Defense applications, such as geo-location, navigation, communication, coherent imaging and radar, depend on the generation and transmission of stable, agile electromagnetic radiation. Improved radiation sources—for example, lower noise microwaves or higher flux x-rays—could enhance existing capabilities and enable entirely new technologies.
The Program in Ultrafast Laser Science and Engineering (PULSE) seeks the technological means for such improved radiation sources. Through precise spectral engineering in the optical domain, more efficient and agile use may be made of the entire electromagnetic spectrum. By generating and engineering waves in the optical domain, where engineers already exercise exquisite stability and control, these waveforms may be down or up-converted to the desired wavelength.

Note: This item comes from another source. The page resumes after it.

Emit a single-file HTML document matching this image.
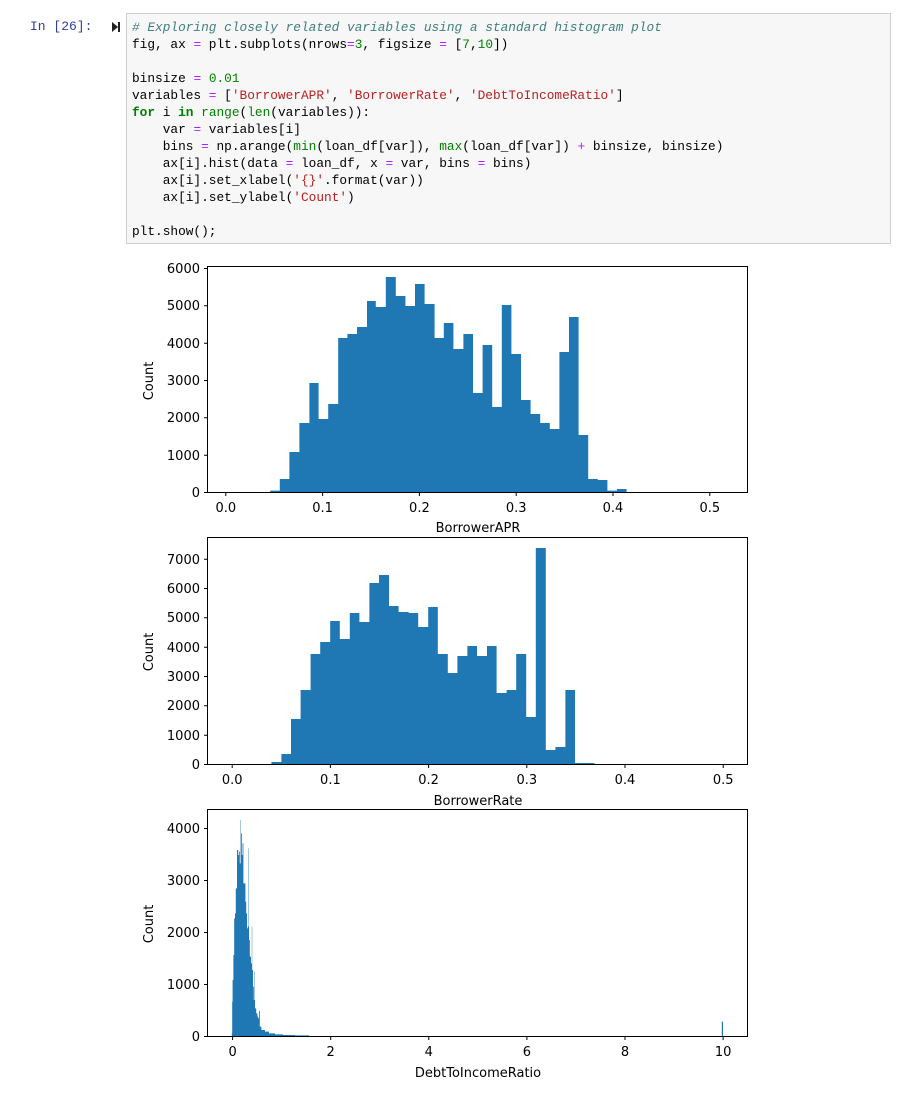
<!DOCTYPE html>
<html><head><meta charset="utf-8">
<style>
html,body{margin:0;padding:0;background:#fff;width:899px;height:1109px;overflow:hidden;position:relative}
.prompt{position:absolute;left:30px;top:18px;font:13px/17px "Liberation Mono",monospace;color:#303F9F}
.cell{position:absolute;left:126px;top:13px;width:765px;height:231px;background:#f7f7f7;border:1px solid #cfcfcf;box-sizing:border-box}
pre{margin:0;position:absolute;left:5px;top:5px;font:12.8px/17px "Liberation Mono",monospace;color:#000}
.c{color:#408080;font-style:italic}.k{color:#008000;font-weight:bold}.b{color:#008000}.s{color:#BA2121}.n{color:#008000}.o{color:#AA22FF}
svg{position:absolute;left:0;top:0}
svg text{font-family:"DejaVu Sans",sans-serif;font-size:13px;fill:#000}
</style></head><body>
<div class="prompt">In [26]:</div>
<svg width="899" height="1109" viewBox="0 0 899 1109">
<path d="M112,22 L112,32 L118,27 Z" fill="#222"/><rect x="118" y="22" width="2" height="10" fill="#222"/>
</svg>
<div class="cell"><pre><span class="c"># Exploring closely related variables using a standard histogram plot</span>
fig, ax <span class="o">=</span> plt.subplots(nrows<span class="o">=</span><span class="n">3</span>, figsize <span class="o">=</span> [<span class="n">7</span>,<span class="n">10</span>])

binsize <span class="o">=</span> <span class="n">0.01</span>
variables <span class="o">=</span> [<span class="s">'BorrowerAPR'</span>, <span class="s">'BorrowerRate'</span>, <span class="s">'DebtToIncomeRatio'</span>]
<span class="k">for</span> i <span class="k">in</span> <span class="b">range</span>(<span class="b">len</span>(variables)):
    var <span class="o">=</span> variables[i]
    bins <span class="o">=</span> np.arange(<span class="b">min</span>(loan_df[var]), <span class="b">max</span>(loan_df[var]) <span class="o">+</span> binsize, binsize)
    ax[i].hist(data <span class="o">=</span> loan_df, x <span class="o">=</span> var, bins <span class="o">=</span> bins)
    ax[i].set_xlabel(<span class="s">'{}'</span>.format(var))
    ax[i].set_ylabel(<span class="s">'Count'</span>)

plt.show();</pre></div>
<svg width="899" height="1109" viewBox="0 0 899 1109">
<g fill="#1f77b4">
<g transform="translate(131,260) scale(0.4,0.33333)">
<path d="M348,697 V692 H372 V657 H396 V576 H421 V489 H446 V369 H469 V477 H493 V432 H518 V234 H541 V222 H565 V201 H590 V123 H612 V141 H637 V51 H662 V108 H686 V138 H710 V72 H734 V132 H759 V234 H782 V189 H806 V267 H831 V222 H855 V399 H879 V255 H903 V441 H927 V135 H951 V282 H975 V420 H999 V462 H1023 V489 H1047 V507 H1071 V276 H1095 V171 H1119 V525 H1143 V657 H1167 V660 H1191 V692 H1215 V687 H1239 V697 Z"/>
</g>
<g transform="translate(131,530) scale(0.4,0.33333)">
<path d="M351,703 V696 H376 V672 H400 V567 H424 V480 H449 V372 H473 V336 H498 V273 H522 V327 H547 V249 H571 V276 H596 V159 H620 V135 H645 V228 H669 V246 H694 V249 H718 V291 H743 V231 H767 V372 H792 V429 H816 V378 H841 V348 H865 V378 H890 V348 H914 V489 H939 V480 H963 V372 H988 V561 H1012 V54 H1037 V660 H1061 V651 H1086 V480 H1110 V699 H1159 V703 Z"/>
</g>
<g transform="translate(131,800) scale(0.4,0.33333)">
<path d="M252,709 V700 H253 V605 H254 V540 H256 V465 H258 V355 H260 V340 H262 V265 H265 V150 H268 V165 H270 V155 H272 V190 H274 V60 H275 V100 H277 V165 H279 V130 H281 V250 H284 V250 H286 V305 H288 V340 H290 V385 H292 V380 H294 V145 H295 V420 H297 V470 H300 V490 H302 V380 H303 V510 H305 V560 H307 V600 H309 V515 H310 V625 H313 V640 H316 V650 H318 V655 H320 V633 H322 V680 H326 V690 H335 V695 H345 V700 H360 V703 H380 V705 H410 V706 H445 V709 Z"/>
<rect x="1477" y="665" width="3" height="44"/>
</g>
</g>
<g fill="none" stroke="#000" stroke-width="1">
<rect x="207.5" y="266.5" width="540" height="226"/>
<rect x="207.5" y="537.5" width="540" height="227"/>
<rect x="207.5" y="809.5" width="540" height="227"/>
<path d="M204,492.5h3.5M204,455.2h3.5M204,417.8h3.5M204,380.5h3.5M204,343.2h3.5M204,305.8h3.5M204,268.5h3.5"/>
<path d="M225.8,492.5v3.5M322.6,492.5v3.5M419.4,492.5v3.5M516.2,492.5v3.5M613,492.5v3.5M709.8,492.5v3.5"/>
<path d="M204,764.5h3.5M204,735.2h3.5M204,705.8h3.5M204,676.5h3.5M204,647.2h3.5M204,617.8h3.5M204,588.5h3.5M204,559.2h3.5"/>
<path d="M232.2,764.5v3.5M330.4,764.5v3.5M428.6,764.5v3.5M526.8,764.5v3.5M625,764.5v3.5M723.2,764.5v3.5"/>
<path d="M204,1036.5h3.5M204,984.5h3.5M204,932.5h3.5M204,880.5h3.5M204,828.5h3.5"/>
<path d="M232.6,1036.5v3.5M330.7,1036.5v3.5M428.8,1036.5v3.5M526.9,1036.5v3.5M625,1036.5v3.5M723.1,1036.5v3.5"/>
</g>
<g text-anchor="end">
<text x="200" y="497">0</text><text x="200" y="460">1000</text><text x="200" y="422">2000</text><text x="200" y="385">3000</text><text x="200" y="348">4000</text><text x="200" y="310">5000</text><text x="200" y="273">6000</text>
<text x="200" y="769">0</text><text x="200" y="740">1000</text><text x="200" y="710">2000</text><text x="200" y="681">3000</text><text x="200" y="652">4000</text><text x="200" y="622">5000</text><text x="200" y="593">6000</text><text x="200" y="564">7000</text>
<text x="200" y="1041">0</text><text x="200" y="989">1000</text><text x="200" y="937">2000</text><text x="200" y="885">3000</text><text x="200" y="833">4000</text>
</g>
<g text-anchor="middle">
<text x="225.8" y="512">0.0</text><text x="322.6" y="512">0.1</text><text x="419.4" y="512">0.2</text><text x="516.2" y="512">0.3</text><text x="613" y="512">0.4</text><text x="709.8" y="512">0.5</text>
<text x="478" y="532">BorrowerAPR</text>
<text x="232.2" y="784">0.0</text><text x="330.4" y="784">0.1</text><text x="428.6" y="784">0.2</text><text x="526.8" y="784">0.3</text><text x="625" y="784">0.4</text><text x="723.2" y="784">0.5</text>
<text x="478" y="805">BorrowerRate</text>
<text x="232.6" y="1056">0</text><text x="330.7" y="1056">2</text><text x="428.8" y="1056">4</text><text x="526.9" y="1056">6</text><text x="625" y="1056">8</text><text x="723.1" y="1056">10</text>
<text x="478" y="1077">DebtToIncomeRatio</text>
<text transform="translate(153,381) rotate(-90)">Count</text>
<text transform="translate(153,652) rotate(-90)">Count</text>
<text transform="translate(153,924) rotate(-90)">Count</text>
</g>
</svg>
</body></html>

PULSE will also aim to apply this technology to enable synchronization, metrology and communications applications spanning the electromagnetic spectrum, from radio frequencies to x-rays. By building on established ultrafast laser techniques, PULSE seeks to:
- Develop agile, low phase-noise, portable radio frequency oscillators;
- Demonstrate techniques compatible with worldwide distribution of the world’s most accurate optical clocks;
- Construct tabletop sources of coherent x-rays in the water window (3-5 nanometers); and
- Produce efficient, isolated attosecond pulses as a stroboscopic probe of electron dynamics in materials.
During Phase 1, teams will develop components and conduct proof-of-principle demonstrations. In Phase 2, teams will shift focus to component integration and laboratory demonstrations aimed at achieving performance milestones. In Phase 3, teams will demonstrate their capabilities in a relevant defense operating environment.